- Written problem
Can you transcribe every line exactly and leave the pictures behind?

— Begin Given data —

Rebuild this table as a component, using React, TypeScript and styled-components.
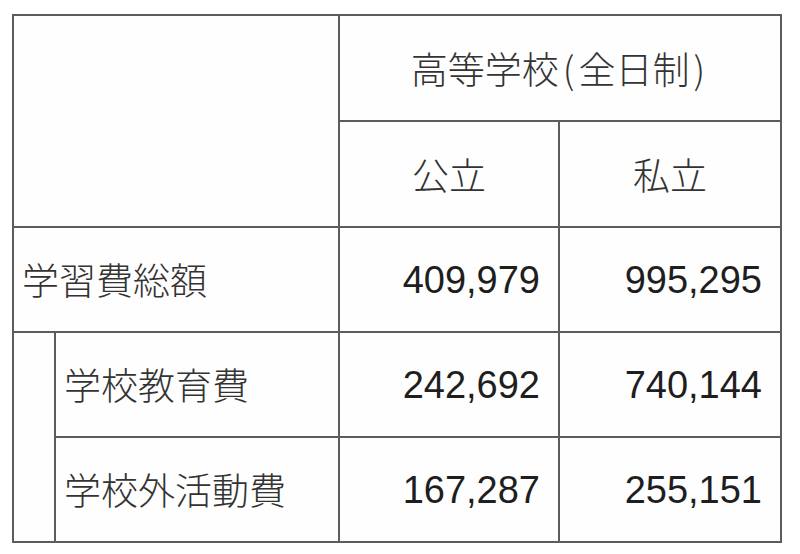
import { Fragment } from "react";
import styled, { createGlobalStyle } from "styled-components";

const GlobalStyle = createGlobalStyle`
  html, body {
    margin: 0;
    padding: 0;
    background: #ffffff;
  }
  body {
    font-family: "Noto Sans CJK JP", "Liberation Sans", sans-serif;
  }
`;

const Page = styled.div`
  width: 800px;
  height: 554px;
  padding: 14px 0 0 12px;
  box-sizing: border-box;
  background: #ffffff;
`;

const Table = styled.div`
  display: grid;
  grid-template-columns: 40px 282px 218px 220px;
  grid-template-rows: 104px 104px 103px 103px 103px;
  gap: 2px;
  padding: 2px;
  width: max-content;
  background: #5c5c5c;
`;

const Cell = styled.div<{ $col: string; $row: string; $align?: "left" | "center" | "right" }>`
  grid-column: ${(p) => p.$col};
  grid-row: ${(p) => p.$row};
  background: #fefefe;
  display: flex;
  align-items: center;
  justify-content: ${(p) =>
    p.$align === "right" ? "flex-end" : p.$align === "center" ? "center" : "flex-start"};
  padding: ${(p) => (p.$align === "right" ? "0 18px 0 0" : p.$align === "left" ? "0 0 0 8px" : "0")};
  color: #2a2a2a;
  font-size: 37px;
  line-height: 1;
`;

const Label = styled.span`
  font-family: "Noto Sans CJK JP", sans-serif;
  font-weight: 300;
  color: #333333;
`;

const Paren = styled.span`
  margin: 0 4px;
`;

const Num = styled.span`
  font-family: "Liberation Sans", Arial, sans-serif;
  font-size: 38px;
  color: #1e1e1e;
`;

const rows = [
  { label: "学校教育費", pub: "242,692", pri: "740,144" },
  { label: "学校外活動費", pub: "167,287", pri: "255,151" },
];

export default function App() {
  return (
    <Page>
      <GlobalStyle />
      <Table>
        <Cell $col="1 / 3" $row="1 / 3" />
        <Cell $col="3 / 5" $row="1" $align="center">
          <Label>
            高等学校<Paren>(</Paren>全日制<Paren>)</Paren>
          </Label>
        </Cell>
        <Cell $col="3" $row="2" $align="center">
          <Label>公立</Label>
        </Cell>
        <Cell $col="4" $row="2" $align="center">
          <Label>私立</Label>
        </Cell>

        <Cell $col="1 / 3" $row="3" $align="left">
          <Label>学習費総額</Label>
        </Cell>
        <Cell $col="3" $row="3" $align="right">
          <Num>409,979</Num>
        </Cell>
        <Cell $col="4" $row="3" $align="right">
          <Num>995,295</Num>
        </Cell>

        <Cell $col="1" $row="4 / 6" />
        {rows.map((r, i) => (
          <Fragment key={r.label}>
            <Cell $col="2" $row={`${i + 4}`} $align="left">
              <Label>{r.label}</Label>
            </Cell>
            <Cell $col="3" $row={`${i + 4}`} $align="right">
              <Num>{r.pub}</Num>
            </Cell>
            <Cell $col="4" $row={`${i + 4}`} $align="right">
              <Num>{r.pri}</Num>
            </Cell>
          </Fragment>
        ))}
      </Table>
    </Page>
  );
}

— End Given data —

- Problem solution
Rebuild this table as a component, using React, TypeScript and styled-components.
import { Fragment } from "react";
import styled, { createGlobalStyle } from "styled-components";

const GlobalStyle = createGlobalStyle`
  html, body {
    margin: 0;
    padding: 0;
    background: #ffffff;
  }
  body {
    font-family: "Noto Sans CJK JP", "Liberation Sans", sans-serif;
  }
`;

const Page = styled.div`
  width: 800px;
  height: 554px;
  padding: 14px 0 0 12px;
  box-sizing: border-box;
  background: #ffffff;
`;

const Table = styled.div`
  display: grid;
  grid-template-columns: 40px 282px 218px 220px;
  grid-template-rows: 104px 104px 103px 103px 103px;
  gap: 2px;
  padding: 2px;
  width: max-content;
  background: #5c5c5c;
`;

const Cell = styled.div<{ $col: string; $row: string; $align?: "left" | "center" | "right" }>`
  grid-column: ${(p) => p.$col};
  grid-row: ${(p) => p.$row};
  background: #fefefe;
  display: flex;
  align-items: center;
  justify-content: ${(p) =>
    p.$align === "right" ? "flex-end" : p.$align === "center" ? "center" : "flex-start"};
  padding: ${(p) => (p.$align === "right" ? "0 18px 0 0" : p.$align === "left" ? "0 0 0 8px" : "0")};
  color: #2a2a2a;
  font-size: 37px;
  line-height: 1;
`;

const Label = styled.span`
  font-family: "Noto Sans CJK JP", sans-serif;
  font-weight: 300;
  color: #333333;
`;

const Paren = styled.span`
  margin: 0 4px;
`;

const Num = styled.span`
  font-family: "Liberation Sans", Arial, sans-serif;
  font-size: 38px;
  color: #1e1e1e;
`;

const rows = [
  { label: "学校教育費", pub: "242,692", pri: "740,144" },
  { label: "学校外活動費", pub: "167,287", pri: "255,151" },
];

export default function App() {
  return (
    <Page>
      <GlobalStyle />
      <Table>
        <Cell $col="1 / 3" $row="1 / 3" />
        <Cell $col="3 / 5" $row="1" $align="center">
          <Label>
            高等学校<Paren>(</Paren>全日制<Paren>)</Paren>
          </Label>
        </Cell>
        <Cell $col="3" $row="2" $align="center">
          <Label>公立</Label>
        </Cell>
        <Cell $col="4" $row="2" $align="center">
          <Label>私立</Label>
        </Cell>

        <Cell $col="1 / 3" $row="3" $align="left">
          <Label>学習費総額</Label>
        </Cell>
        <Cell $col="3" $row="3" $align="right">
          <Num>409,979</Num>
        </Cell>
        <Cell $col="4" $row="3" $align="right">
          <Num>995,295</Num>
        </Cell>

        <Cell $col="1" $row="4 / 6" />
        {rows.map((r, i) => (
          <Fragment key={r.label}>
            <Cell $col="2" $row={`${i + 4}`} $align="left">
              <Label>{r.label}</Label>
            </Cell>
            <Cell $col="3" $row={`${i + 4}`} $align="right">
              <Num>{r.pub}</Num>
            </Cell>
            <Cell $col="4" $row={`${i + 4}`} $align="right">
              <Num>{r.pri}</Num>
            </Cell>
          </Fragment>
        ))}
      </Table>
    </Page>
  );
}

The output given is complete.